Lightweight Obfuscated Datagram Protocol (LODP)
Yawning Angel <yawning at schwanenlied dot me>

  "much key, so encrypt, such secure, wow"

This is the reference implementation of LODP, a fingerprinting active scanning
resistant unreliable datagram protocol, similar to Dust and SSU.

It currently has the following external dependencies:
 * Compile time only
   * CMake
   * Doxygen (To generate the documentation)
 * libottery (https://github.com/nmathewson/libottery)
 * libuv (https://github.com/joyent/libuv)
 * Google Protocol Buffers (https://code.google.com/p/protobuf/)

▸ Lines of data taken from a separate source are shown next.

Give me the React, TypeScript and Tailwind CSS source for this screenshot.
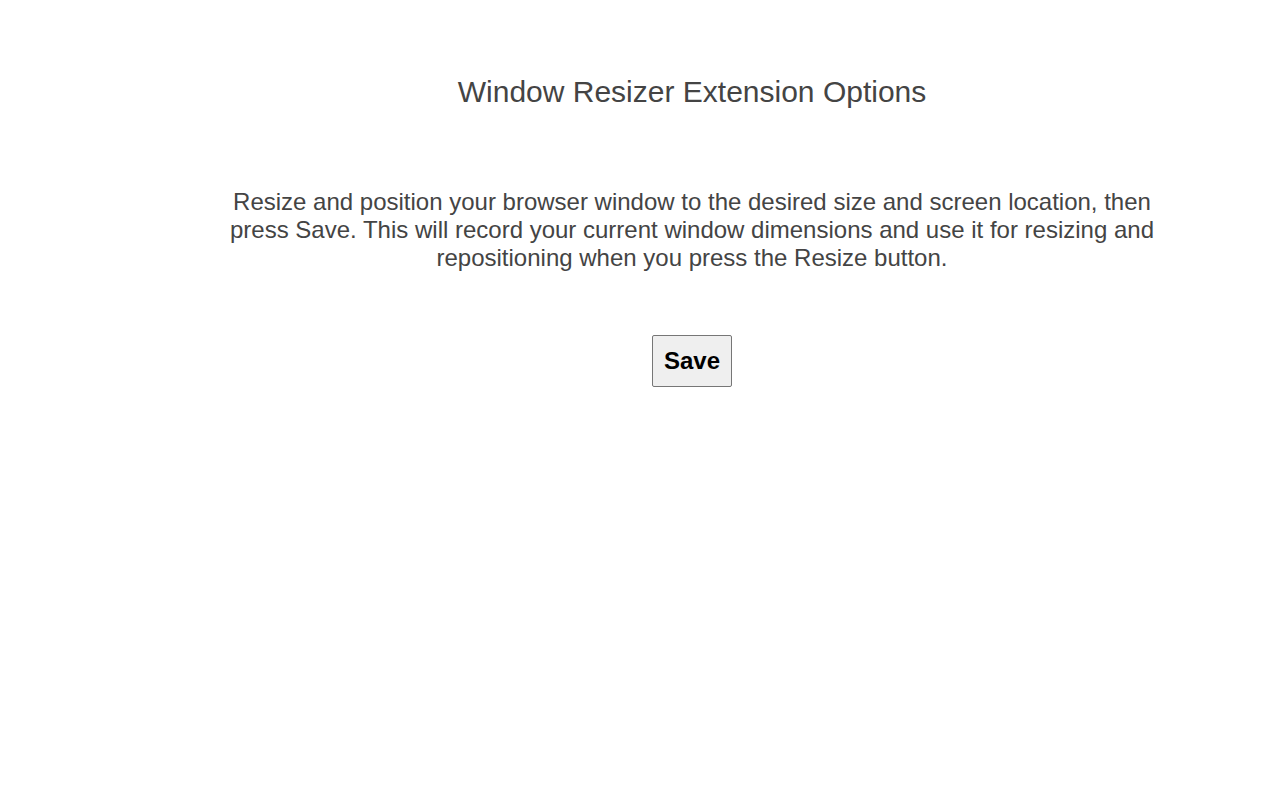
import React from "react";

export default function App() {
  return (
    <div className="min-h-[800px] bg-white" style={{ fontFamily: '"Liberation Sans", Arial, sans-serif' }}>
      <div className="ml-[208px] w-[968px] flex flex-col items-center pt-[73px]">
        <h1 className="text-[30px] leading-[38px] text-[#444444] font-normal">Window Resizer Extension Options</h1>
        <p className="mt-[77px] w-[940px] text-center text-[24px] leading-[28px] text-[#444444]">
          Resize and position your browser window to the desired size and screen location, then press Save. This will record your current window dimensions and use it for resizing and repositioning when you press the Resize button.
        </p>
        <button className="mt-[63px] h-[52px] px-[11px] bg-[#efefef] border border-[#767676] rounded-[2px] text-[24px] font-bold text-black">
          Save
        </button>
      </div>
    </div>
  );
}
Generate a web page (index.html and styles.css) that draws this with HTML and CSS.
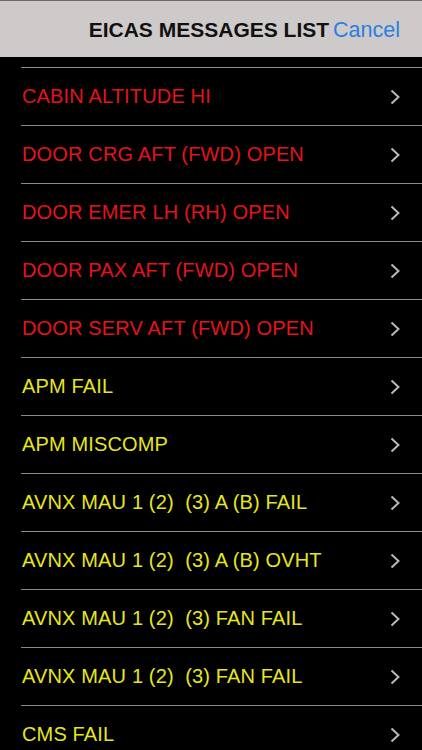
FILE: index.html
```html
<!DOCTYPE html>
<html>
<head>
<meta charset="utf-8">
<link rel="stylesheet" href="styles.css">
</head>
<body>
<div class="header">
  <span class="title">EICAS MESSAGES LIST</span>
  <span class="cancel">Cancel</span>
</div>
<div class="list">
  <div class="row red"><span class="label">CABIN ALTITUDE HI</span><svg class="chev" viewBox="0 0 10 16"><path d="M1.5 1.5 L8.5 8 L1.5 14.5"/></svg></div>
  <div class="row red"><span class="label">DOOR CRG AFT (FWD) OPEN</span><svg class="chev" viewBox="0 0 10 16"><path d="M1.5 1.5 L8.5 8 L1.5 14.5"/></svg></div>
  <div class="row red"><span class="label">DOOR EMER LH (RH) OPEN</span><svg class="chev" viewBox="0 0 10 16"><path d="M1.5 1.5 L8.5 8 L1.5 14.5"/></svg></div>
  <div class="row red"><span class="label">DOOR PAX AFT (FWD) OPEN</span><svg class="chev" viewBox="0 0 10 16"><path d="M1.5 1.5 L8.5 8 L1.5 14.5"/></svg></div>
  <div class="row red"><span class="label">DOOR SERV AFT (FWD) OPEN</span><svg class="chev" viewBox="0 0 10 16"><path d="M1.5 1.5 L8.5 8 L1.5 14.5"/></svg></div>
  <div class="row yellow"><span class="label">APM FAIL</span><svg class="chev" viewBox="0 0 10 16"><path d="M1.5 1.5 L8.5 8 L1.5 14.5"/></svg></div>
  <div class="row yellow"><span class="label">APM MISCOMP</span><svg class="chev" viewBox="0 0 10 16"><path d="M1.5 1.5 L8.5 8 L1.5 14.5"/></svg></div>
  <div class="row yellow"><span class="label">AVNX MAU 1 (2)&nbsp; (3) A (B) FAIL</span><svg class="chev" viewBox="0 0 10 16"><path d="M1.5 1.5 L8.5 8 L1.5 14.5"/></svg></div>
  <div class="row yellow"><span class="label">AVNX MAU 1 (2)&nbsp; (3) A (B) OVHT</span><svg class="chev" viewBox="0 0 10 16"><path d="M1.5 1.5 L8.5 8 L1.5 14.5"/></svg></div>
  <div class="row yellow"><span class="label">AVNX MAU 1 (2)&nbsp; (3) FAN FAIL</span><svg class="chev" viewBox="0 0 10 16"><path d="M1.5 1.5 L8.5 8 L1.5 14.5"/></svg></div>
  <div class="row yellow"><span class="label">AVNX MAU 1 (2)&nbsp; (3) FAN FAIL</span><svg class="chev" viewBox="0 0 10 16"><path d="M1.5 1.5 L8.5 8 L1.5 14.5"/></svg></div>
  <div class="row yellow"><span class="label">CMS FAIL</span><svg class="chev" viewBox="0 0 10 16"><path d="M1.5 1.5 L8.5 8 L1.5 14.5"/></svg></div>
</div>
</body>
</html>
```
FILE: styles.css
```css
html, body {
  margin: 0;
  padding: 0;
  background: #000;
  height: 750px;
  overflow: hidden;
  font-family: "Liberation Sans", Arial, sans-serif;
}
.header {
  height: 57px;
  background: #cecaca;
  border-top: 1px solid #6a6a6a;
  box-sizing: border-box;
  display: flex;
  align-items: center;
  justify-content: flex-end;
  padding: 2px 22px 0 0;
  gap: 4px;
}
.title {
  font-size: 21px;
  font-weight: bold;
  color: #111;
}
.cancel {
  font-size: 21.5px;
  color: #2b7fe3;
}
.list {
  padding-top: 10px;
  padding-left: 21px;
}
.row {
  height: 57px;
  border-top: 1px solid #8a8a8a;
  display: flex;
  align-items: center;
  justify-content: space-between;
  padding-right: 22px;
}
.label {
  font-size: 20px;
  letter-spacing: 0.15px;
  padding-left: 1px;
  white-space: pre;
}
.red .label { color: #e3141b; }
.yellow .label { color: #e6e61e; }
.chev {
  width: 10px;
  height: 16px;
  fill: none;
  stroke: #b8b8b8;
  stroke-width: 2;
}
```
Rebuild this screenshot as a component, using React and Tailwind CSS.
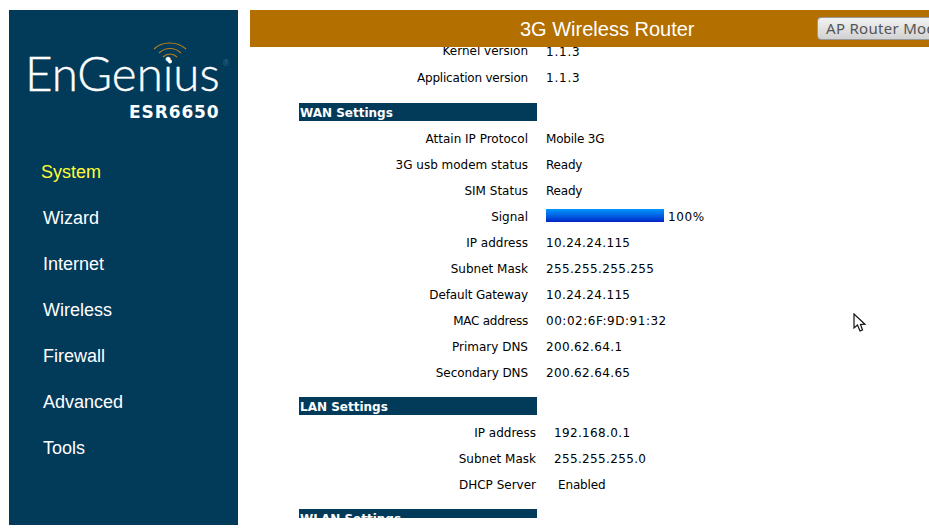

It currently incorporates code from the following 3rd parties:
 * Various flavors of "Public Domain"/CC-0
   * Floodyberry's curve25519-donna.c
     (https://github.com/floodyberry/curve25519-donna)
   * Floodyberry's SipHash-2-4 implementation
     (https://github.com/floodyberry/siphash)
   * Floodyberry's (X)ChaCha implementation
     (https://github.com/floodyberry/chacha-opt)
   * BLAKE2 reference implementation
     (https://github.com/BLAKE2/BLAKE2)
 * 3 Clause BSD license
   * Google Protocol Buffers
     (https://code.google.com/p/protobuf/)
   * Google C++ Testing Framework (Unit tests only)
     (https://code.google.com/p/googletest/)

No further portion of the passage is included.